Conservatives and libertarians view taxation as government extracting money from the private economy, whereas progressives and socialists view taxation as money that government is rightfully entitled to or is owed.

This is why supply-siders see their policies as allowing people and companies to keep more of what they earn, whereas the anti-trickle-down crowd sees it as the government giving money away. Also, note that supply-siders do not simply favor reducing taxes for the wealthy. A major straw man argument often levied by progressives on this issue is the "tax cuts for the rich" argument. Supply-siders favor reducing everyone’s tax burden, not just the wealthy.

Now, let’s explore why trickle-down is a myth.

Opponents trickle-down economics oppose it generally because they see tax breaks for the wealthy as a net negative for society. They approach the argument with a zero-sum mentality that every dollar not taxed from a rich man due to a tax cut is in effect taken from the poor man’s pocket since the government has a reduced capacity to provide for that poor man. Providing subsidies in the form of tax breaks will only ensure that the wealthy become wealthier, without any expectation that the money will trickle down to the masses, they would argue.

Allow me to address the concept head on. Does wealth trickle down if given to the wealthy? If you are expecting that wealth to manifest itself in the form of more dollars in everyone’s pockets, not likely. But wealth is not only measured in dollars. Quality of life is the best measure of wealth.

When productive people are allowed to keep more of what they earn, those additional funds are usually reinvested back into the economy in one way or another. These additional investments translate to things like increasing production, research and development capital, or even capital for startups. All of these things, while they may not directly put more dollars into a poor man’s pockets, go toward developing new products, or making existing processes more efficient, thereby generating wealth for the masses in the form of lower prices. Also, new ventures require labor, which leads to an increase in job growth as well.

This is why I say that trickle-down is a myth. Because the myth is the argument that taxpayers should give wealthy corporations more money in the hopes that they would then trickle that money down to everyone else. What intellectual laziness.

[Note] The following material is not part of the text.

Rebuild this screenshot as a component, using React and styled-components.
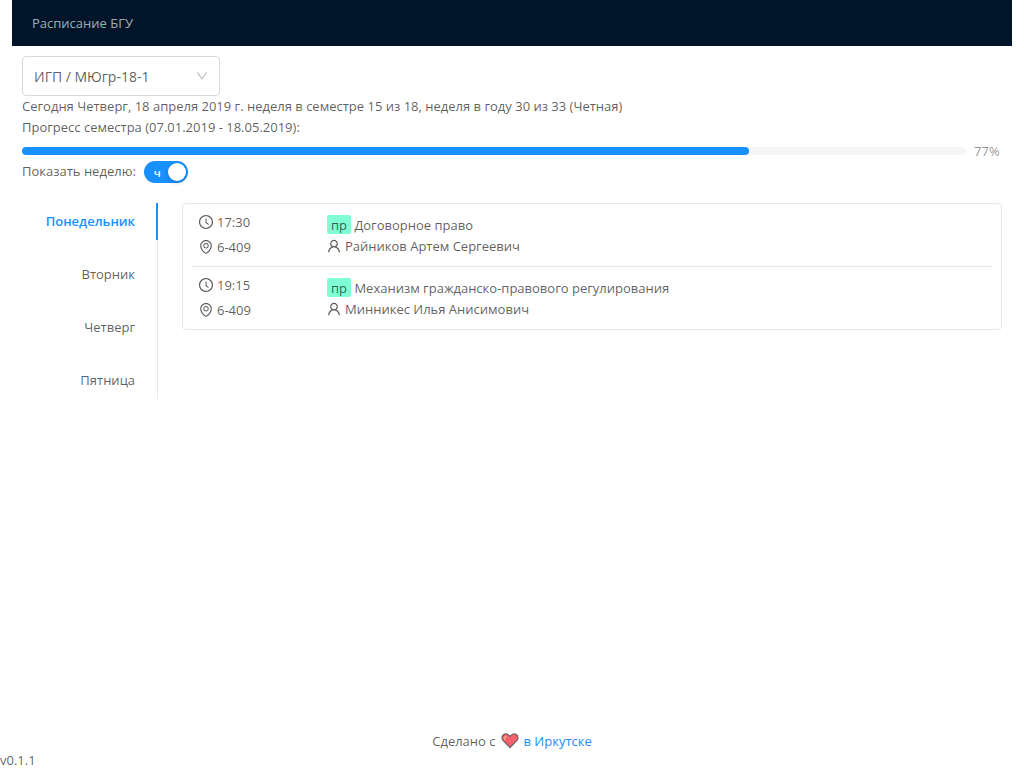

Allowing individuals and entrepreneurs the opportunity to keep more of what they earn creates incentives to be more productive, which creates more wealth in society. And this isn’t significant to the rich either, which is precisely why conservatives and libertarians favor reducing taxes across the board.

It’s because we understand that a greater degree of wealth is the likely outcome when left out of the hands of bureaucrats and politicians and left in the hands of those who know how to generate value in society.

Now, I may have to step back from the central thesis of this article. It would seem that trickle down is not entirely a myth. Ironically, progressives actually support the concept of trickle-down, just in a different way.

The progressive approach favors an increase in taxes on the wealthy, specifically to pay for things like the ever so crumbling (albeit, illusive) "infrastructure" they say needs to be rebuilt in the United States. In their view, wealth should be confiscated from the productive in the form of higher taxes, filtered through the hands of various bureaucracies at both the federal and state levels, and eventually trickle down to road workers, construction companies, etc. in the form of stimulus spending.

Yes, instead of tax policies aimed at allowing businesses to keep more of their earnings with the expectation that they will make value-oriented investments with their excess capital, progressives want to give government more tax money and place the funds in the hands of bureaucrats and politicians who have only political incentives to be concerned with, so that additional spending on unnecessary ventures that have little or no actual demand can take place.

Allowing productive people to keep more of what they earn because you believe they will be that much more productive with their excess earnings is not some fantastical belief that money will simply rain down on the masses from atop corporate headquarters. It is the belief that when people are left free to create and innovate with the least restrictions from the government as possible, society benefits as a whole, not just the wealthy. It is the belief that the most unproductive private enterprise is still far more productive than any government bureaucracy would ever be. It is the belief that when the proper incentives exist in society, people can achieve amazing things.

It’s time to put to bed this myth of trickle-down economics for good. But I must say, it is quite entertaining to watch progressives oddly project their supposed anti-trickle-down policies in a way that can only be described as, trickle-down.